Personal information
- Nationality: Nigerian
- Born: 8 October 1997 (age 28)

Sport
- Sport: Track and Field
- Events: long jump, triple jump

Medal record
Women's athletics
Representing Nigeria
African Games
| Gold medal – first place | 2023 Accra | Triple jump |
Commonwealth Games
| Silver medal – second place | 2026 Glasgow | Long jump |

= Ruth Usoro =

Nigerian athlete (born 1997)

Ruth Usoro (born 8 October 1997) is a Nigerian athlete who competes at long jump and triple jump. She won the gold medal in the triple jump at the 2023 African Games and the silver medal in the long jump at the 2026 Commonwealth Games with a jump of 6.87 metres.

==Biography==
As a student at Texas Tech University, on 26 February 2021, Usoro jumped 6.82m in the long jump to meet the qualifying standard for the delayed 2020 Olympic Games in Tokyo. It was the 2nd best jump in the world for the season at the time and the 3rd best on the Nigerian all-time list alongside Ese Brume.
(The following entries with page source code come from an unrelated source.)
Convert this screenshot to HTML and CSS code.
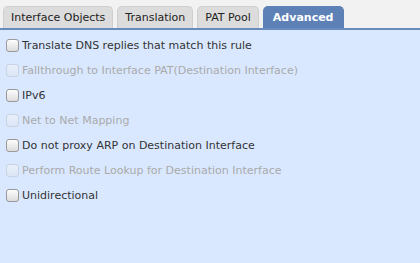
FILE: index.html
```html
<!DOCTYPE html>
<html lang="en">
<head>
    <meta charset="UTF-8">
    <title>Advanced</title>
    <link rel="stylesheet" href="styles.css">
</head>
<body>
    <div class="tabs">
        <div class="tab">Interface Objects</div>
        <div class="tab">Translation</div>
        <div class="tab">PAT Pool</div>
        <div class="tab active">Advanced</div>
    </div>
    <div class="panel">
        <label class="row"><input type="checkbox"> Translate DNS replies that match this rule</label>
        <label class="row disabled"><input type="checkbox" disabled> Fallthrough to Interface PAT(Destination Interface)</label>
        <label class="row"><input type="checkbox"> IPv6</label>
        <label class="row disabled"><input type="checkbox" disabled> Net to Net Mapping</label>
        <label class="row"><input type="checkbox"> Do not proxy ARP on Destination Interface</label>
        <label class="row disabled"><input type="checkbox" disabled> Perform Route Lookup for Destination Interface</label>
        <label class="row"><input type="checkbox"> Unidirectional</label>
    </div>
</body>
</html>
```

FILE: styles.css
```css
body {
    margin: 0;
    padding: 0;
    height: 263px;
    display: flex;
    flex-direction: column;
    background-color: #f2f2f2;
    font-family: "DejaVu Sans", sans-serif;
    font-size: 11px;
    color: #333;
}

.tabs {
    display: flex;
    gap: 4px;
    padding: 6px 0 0 3px;
    border-bottom: 2px solid #6a8cbd;
}

.tab {
    height: 21px;
    line-height: 22px;
    padding: 0 7px;
    background-color: #dcdcdc;
    border: 1px solid #cfcfcf;
    border-bottom: none;
    border-radius: 5px 5px 0 0;
    font-size: 11px;
    color: #222;
}

.tab.active {
    background-color: #5d80b6;
    border-color: #5d80b6;
    color: #fff;
    font-weight: bold;
    padding: 0 9px;
}

.panel {
    flex: 1;
    background-color: #d9e8ff;
    padding: 3px 0 0 6px;
    display: flex;
    flex-direction: column;
}

.row {
    height: 25px;
    display: flex;
    align-items: center;
    gap: 3px;
}

.row input {
    appearance: none;
    margin: 0;
    width: 13px;
    height: 13px;
    border: 1px solid #999;
    border-radius: 3px;
    background: linear-gradient(#fdfdfd, #dcdcdc);
}

.row input:disabled {
    border-color: #c8d3e3;
    background: linear-gradient(#e9f0fb, #dbe5f4);
}

.disabled {
    color: #aaa;
}
```
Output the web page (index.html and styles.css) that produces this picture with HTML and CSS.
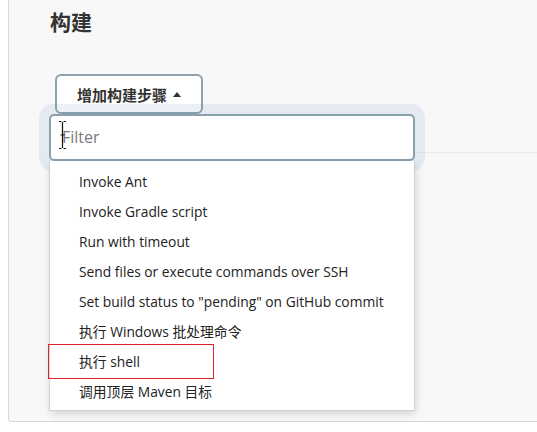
FILE: index.html
```html
<!DOCTYPE html>
<html lang="zh">
<head>
<meta charset="utf-8">
<link rel="stylesheet" href="styles.css">
</head>
<body>
<div class="panel">
  <h2 class="title">构建</h2>
  <div class="step">
    <button class="add">增加构建步骤<span class="caret"></span></button>
    <div class="dropdown">
      <div class="filter-wrap">
        <div class="filter">Filter</div>
        <svg class="ibeam" width="9" height="30" viewBox="0 0 9 30">
          <path d="M1 1.5h2.5M5.5 1.5H8M4.5 2v26M1 28.5h2.5M5.5 28.5H8M2.5 15h4" stroke="#111" stroke-width="1.2" fill="none"/>
        </svg>
      </div>
      <ul class="menu">
        <li>Invoke Ant</li>
        <li>Invoke Gradle script</li>
        <li>Run with timeout</li>
        <li>Send files or execute commands over SSH</li>
        <li>Set build status to "pending" on GitHub commit</li>
        <li>执行 Windows 批处理命令</li>
        <li>执行 shell</li>
        <li>调用顶层 Maven 目标</li>
        <div class="highlight"></div>
      </ul>
    </div>
  </div>
  <div class="divider"></div>
</div>
</body>
</html>
```

FILE: styles.css
```css
html, body {
  margin: 0;
  padding: 0;
  background: #ffffff;
}

body {
  font-family: "Open Sans", "Noto Sans CJK SC", sans-serif;
  color: #333333;
  overflow: hidden;
}

.panel {
  margin-left: 8px;
  background: #f8f8f8;
  border-left: 1px solid #d3d8dc;
  border-bottom: 1px solid #d3d8dc;
  border-bottom-left-radius: 4px;
  padding: 9px 0 0 41px;
  box-sizing: border-box;
  height: 422px;
}

.title {
  margin: 0;
  font-family: "Noto Sans CJK SC", sans-serif;
  font-size: 21px;
  line-height: 25px;
  font-weight: 700;
  color: #333333;
}

.step {
  position: relative;
  margin-top: 40px;
  height: 40px;
}

.add {
  margin: 0 0 0 5px;
  height: 40px;
  box-sizing: border-box;
  padding: 0 20px 0 20px;
  background: #ffffff;
  border: 2px solid #8fa2ad;
  border-radius: 6px;
  font-family: "Noto Sans CJK SC", sans-serif;
  font-size: 15px;
  font-weight: 700;
  color: #333333;
  display: flex;
  align-items: center;
  gap: 6px;
}

.caret {
  width: 0;
  height: 0;
  border-left: 4.5px solid transparent;
  border-right: 4.5px solid transparent;
  border-bottom: 5px solid #333333;
}

.dropdown {
  position: absolute;
  top: 40px;
  left: -1px;
  width: 366px;
  z-index: 2;
}

.filter-wrap {
  position: relative;
}

.filter {
  height: 47px;
  box-sizing: border-box;
  border: 2px solid #8aa0ac;
  border-radius: 5px;
  background: #ffffff;
  box-shadow: 0 0 0 10px rgba(60, 120, 180, 0.1);
  padding-left: 11px;
  font-size: 16px;
  line-height: 43px;
  color: #7a7a7a;
}

.ibeam {
  position: absolute;
  left: 9px;
  top: 6px;
}

.menu {
  position: relative;
  list-style: none;
  margin: 0;
  padding: 6px 0 3px 0;
  background: #ffffff;
  border: 1px solid #cbd3d8;
  border-top: none;
  box-shadow: 1px 3px 8px rgba(0, 0, 0, 0.14);
}

.menu li {
  height: 30px;
  line-height: 30px;
  padding-left: 29px;
  font-size: 13.8px;
  color: #222222;
  white-space: nowrap;
}

.highlight {
  position: absolute;
  left: -2px;
  top: 183px;
  width: 166px;
  height: 35px;
  box-sizing: border-box;
  border: 1px solid #e2222c;
}

.divider {
  margin-top: 38px;
  border-top: 1px solid #ebebeb;
}
```
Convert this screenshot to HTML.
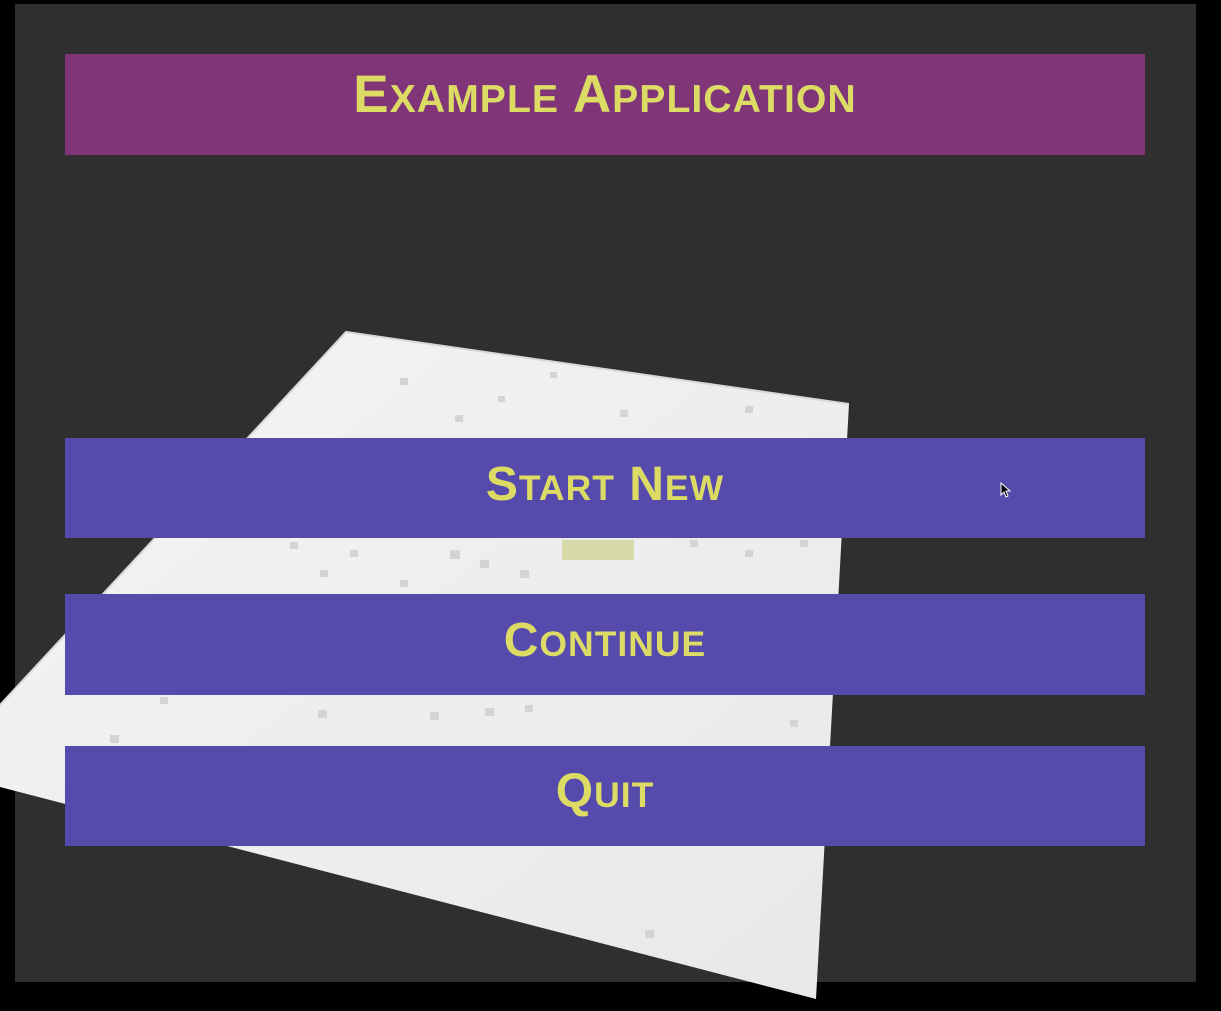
<!DOCTYPE html>
<html><head><style>
html,body{margin:0;padding:0;background:#000;width:1221px;height:1011px;overflow:hidden;position:relative;font-family:"Liberation Sans",sans-serif}
.frame{position:absolute;left:15px;top:4px;width:1181px;height:978px;background:#2f2f2f}
svg{position:absolute;left:0;top:0}
.box{position:absolute;left:65px;width:1080px;height:101px}
.t{position:absolute;left:65px;width:1080px;text-align:center;color:#dcdc64;font-weight:bold;line-height:1;white-space:nowrap}
.t span.w{display:inline-block;transform:scaleX(1.0);letter-spacing:1px}
.s{font-size:0.74em}
</style></head><body>
<div class="frame"></div>
<svg width="1221" height="1011">
<defs><linearGradient id="g" x1="0" y1="0" x2="1" y2="1"><stop offset="0" stop-color="#f4f4f4"/><stop offset="1" stop-color="#e8e8e8"/></linearGradient></defs>
<polygon points="346,332 849,404 816,999 0,787 0,705" fill="url(#g)"/>
<polyline points="0,705 346,332 849,404" fill="none" stroke="#d8d8d8" stroke-width="2"/>
<g fill="#d4d4d4">
<rect x="400" y="378" width="8" height="7"/><rect x="455" y="415" width="8" height="7"/><rect x="550" y="372" width="7" height="6"/><rect x="620" y="410" width="8" height="7"/><rect x="745" y="406" width="8" height="7"/><rect x="498" y="396" width="7" height="6"/>
<rect x="290" y="542" width="8" height="7"/><rect x="350" y="550" width="8" height="7"/><rect x="450" y="550" width="10" height="9"/><rect x="480" y="560" width="9" height="8"/><rect x="520" y="570" width="9" height="8"/><rect x="690" y="540" width="8" height="7"/><rect x="745" y="550" width="8" height="7"/><rect x="800" y="540" width="8" height="7"/><rect x="320" y="570" width="8" height="7"/><rect x="400" y="580" width="8" height="7"/>
<rect x="318" y="710" width="9" height="8"/><rect x="430" y="712" width="9" height="8"/><rect x="485" y="708" width="9" height="8"/><rect x="525" y="705" width="8" height="7"/><rect x="790" y="720" width="8" height="7"/><rect x="110" y="735" width="9" height="8"/><rect x="160" y="697" width="8" height="7"/><rect x="645" y="930" width="9" height="8"/>
</g>
<rect x="562" y="540" width="72" height="20" fill="#d6d9a8"/>
</svg>
<div class="box" style="top:54px;background:#7f3578"></div>
<div class="t" style="top:68px;font-size:53px"><span class="w">E<span class="s">XAMPLE</span> A<span class="s">PPLICATION</span></span></div>
<div class="box" style="top:438px;height:100px;background:#574aad"></div>
<div class="t" style="top:461px;font-size:48px"><span class="w">S<span class="s">TART</span> N<span class="s">EW</span></span></div>
<div class="box" style="top:594px;background:#574aad"></div>
<div class="t" style="top:617px;font-size:48px"><span class="w">C<span class="s">ONTINUE</span></span></div>
<div class="box" style="top:746px;height:100px;background:#574aad"></div>
<div class="t" style="top:768px;font-size:48px"><span class="w">Q<span class="s">UIT</span></span></div>
<svg width="12" height="18" style="left:1000px;top:482px"><path d="M1,1 L1,13 L4,10 L6,15 L8,14 L6,9 L10,9 Z" fill="#000" stroke="#fff" stroke-width="1"/></svg>
</body></html>
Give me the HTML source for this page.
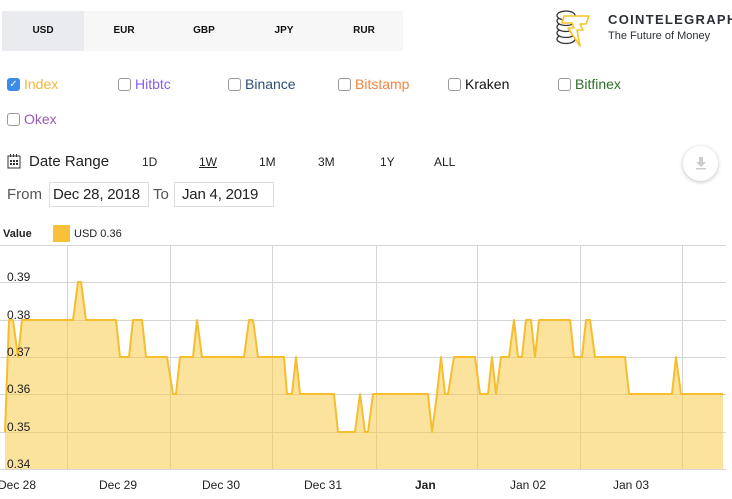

On 12 June 2021, she jumped 14.19m to win the triple jump at the 2021 NCAA Division I Outdoor Track and Field Championships at Hayward Field, Eugene, Oregon. She also won the NCAA indoor title in 2021. Her personal best triple jump of 14.50 in Texas met the qualifying standard for the delayed 2020 Tokyo Olympics in the triple jump and placed her in the top 10 in the world for the year. Despite arriving in Tokyo to compete at the Olympic Games, Usoro was ruled out when her name was included on a list of ten athletes from her country ineligible to participate due to non-compliance with out-of-competition drug testing requirements in the run-up to the Games. In a statement The Athletics Federation of Nigeria (AFN) took responsibility for the failings and for not putting in place "appropriate measures to comply with rule 15 of the anti-doping rules of World Athletics".

Usoro competed at the 2023 World Athletics Championships long jump in Budapest.

In March 2024, she won gold in the triple jump at the 2023 African Games in Accra. She competed in the long jump at the 2024 Paris Olympics, where she placed tenth overall.

On 1 August 2026, she won the silver medal in the long jump at the 2026 Commonwealth Games in Glasgow, Scotland.